Tail, head, actin binding site(tip of head), ATPase site(side of head).
A whole myosin filament has a portion of bare zone and and area with cross bridges.
What are the two binding sites in a myosin head?
Actin binding site, nucleotide binding site for ATP and ATPase.
Which component within the Sarcomere allows for muscle stretch?
Titin.
At any stage, do thick or thin filaments shorten?
No, they slide past each other.
Which to areas within a Sarcomere shorten upon contraction?
I band, H zone
The sliding within a Sarcomere is due to….
Cyclical formation and breaking of cross bridges (cross bridge cycle).
Where does the myosin head gain its energy from?
ATP hydrolysis
What is the high energy form of Myosin binding?
ADP and Pi bind to myosin.
High affinity.
What is the low energy form of myosin head binding?
ATP.
Low affinity.
Describe the power stroke stage of a cross bridge cycle.
Myosin head moves, pulling thin filament towards centre of muscle, thick and thin filaments detach and then return to reset for another power stroke.
Myosin head returns to initial position with ATP energy input.
Describe the 5 stages of the cross bridge cycle.
- Binding of myosin to actin, Pi released, ADP remains on myosin head.
- Power stroke, actin pulled towards middle of Sarcomere, ADP released.
- Rigor (myosin in low energy form), new ATP binds to myosin head.
- Unbinding of myosin and actin, ATP remains attached to myosin.
- Cocking of myosin head (high energy form), ATP has been lost, ADP and Pi now bound.
What is the form of cycling that the cross bridge cycles demonstrate?
Asynchronous.
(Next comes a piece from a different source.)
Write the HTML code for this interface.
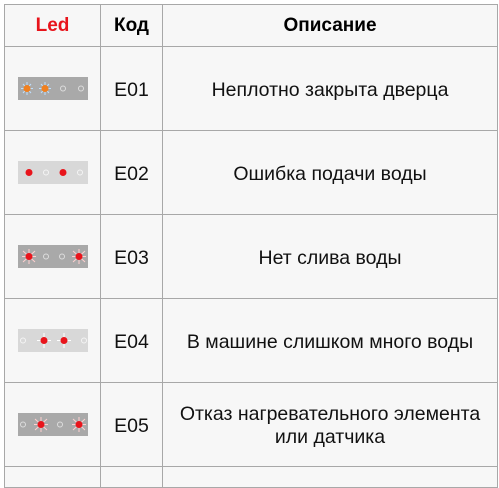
<!DOCTYPE html><html><head><meta charset="utf-8"><style>
body{margin:0;background:#fff;width:499px;height:472px;overflow:hidden;position:relative;font-family:"Liberation Sans",Roboto,sans-serif}
table{position:absolute;left:4px;top:4px;border-collapse:collapse;background:#f7f7f7}
td{border:1px solid #a8a8a8;text-align:center;padding:0;font-size:19.5px;color:#111;line-height:23px}
th{border:1px solid #a8a8a8;font-size:19px;height:41px;padding:0}
tr.r td{height:80px;padding-top:3px}
tr.r td:first-child{padding-top:0;height:83px}
svg{display:block;margin:auto}
</style></head><body>
<table>
<tr><th style="width:95px;color:#e8141b">Led</th><th style="width:61px">Код</th><th style="width:334px">Описание</th></tr>
<tr class="r"><td><svg width="70" height="23"><rect width="70" height="23" fill="#a9a9a9"/><g stroke="#bde0ff" stroke-width="1"><path d="M9 5v13M3 11.5h12M5 7l8 9M13 7l-8 9M27 5v13M21 11.5h12M23 7l8 9M31 7l-8 9"/></g><circle cx="9" cy="11.5" r="3.5" fill="#f08020"/><circle cx="27" cy="11.5" r="3.5" fill="#f08020"/><g fill="none" stroke="#ddd"><circle cx="45" cy="11.5" r="2.5"/><circle cx="63" cy="11.5" r="2.5"/></g></svg></td><td>E01</td><td>Неплотно закрыта дверца</td></tr>
<tr class="r"><td><svg width="70" height="23"><rect width="70" height="23" fill="#d8d8d8"/><circle cx="11" cy="11.5" r="3.5" fill="#e8141b"/><circle cx="45" cy="11.5" r="3.5" fill="#e8141b"/><g fill="none" stroke="#f4f4f4"><circle cx="28" cy="11.5" r="2.5"/><circle cx="62" cy="11.5" r="2.5"/></g></svg></td><td>E02</td><td>Ошибка подачи воды</td></tr>
<tr class="r"><td><svg width="70" height="23"><rect width="70" height="23" fill="#a9a9a9"/><g stroke="#ffd0d0"><path d="M11 4v15M4 11.5h14M5 6l12 11M17 6l-12 11M61 4v15M54 11.5h14M55 6l12 11M67 6l-12 11"/></g><circle cx="11" cy="11.5" r="3.5" fill="#e8141b"/><circle cx="61" cy="11.5" r="3.5" fill="#e8141b"/><g fill="none" stroke="#ddd"><circle cx="28" cy="11.5" r="2.5"/><circle cx="44" cy="11.5" r="2.5"/></g></svg></td><td>E03</td><td>Нет слива воды</td></tr>
<tr class="r"><td><svg width="70" height="23"><rect width="70" height="23" fill="#d8d8d8"/><g stroke="#fff"><path d="M26 4v15M19 11.5h14M46 4v15M39 11.5h14"/></g><circle cx="26" cy="11.5" r="3.5" fill="#e8141b"/><circle cx="46" cy="11.5" r="3.5" fill="#e8141b"/><g fill="none" stroke="#f4f4f4"><circle cx="5" cy="11.5" r="2.5"/><circle cx="66" cy="11.5" r="2.5"/></g></svg></td><td>E04</td><td>В машине слишком много воды</td></tr>
<tr class="r"><td><svg width="70" height="23"><rect width="70" height="23" fill="#a9a9a9"/><g stroke="#ffd0d0"><path d="M23 4v15M16 11.5h14M17 6l12 11M29 6l-12 11M61 4v15M54 11.5h14M55 6l12 11M67 6l-12 11"/></g><circle cx="23" cy="11.5" r="3.5" fill="#e8141b"/><circle cx="61" cy="11.5" r="3.5" fill="#e8141b"/><g fill="none" stroke="#ddd"><circle cx="5" cy="11.5" r="2.5"/><circle cx="42" cy="11.5" r="2.5"/></g></svg></td><td>E05</td><td>Отказ нагревательного элемента<br>или датчика</td></tr>
<tr><td style="height:20px"></td><td></td><td></td></tr>
</table>
</body></html>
Never break complete contact between all thick and thin filaments during contraction phase.
What is excitation-contraction coupling?
Sequence of events describing how an action potential in the sarcolemma causes contraction.
If no Ca is present during contraction what occurs?
Troponin holds tropomyosin over binding sites on actin, blocks myosin binding.
Muscle remains relaxed.
What is the role of Ca in contraction?
Ca binds to troponin, causes movement of troponin, causes movement of tropomyosin, exposes binding sites for myosin on actin, cross bridge forms, muscle contracts.
What is muscular contraction initiated by?
Signal from motor neuron.
What are the components of a motor unit?
Motor neuron and muscle fibres.
What are the steps of excitation-contraction coupling?
- Acetylcholine is released for the axon terminal of motor neuron and binds to receptors in motor end plate. This binding triggers and action potential in the muscle cell.
- Action potential propagates along sarcolemma and runs down T-tubule.
- DHP receptors of T-tubule opens Ca channels in sarcoplasmic reticulum.
- Ca increases in cytosol, binds troponin, shifting tropomyosin, exposing myosin binding sites.
- Cross bridge cycle occurs.
- Ca is actively transported back into lumen of SR following action potential.
- Tropomyosin blocks myosin binding sites (muscle fibre relaxes).
How is Ca transported back to the sarcoplasmic reticulum?
ATPase in SR actively transports Ca from cytosol back into SR.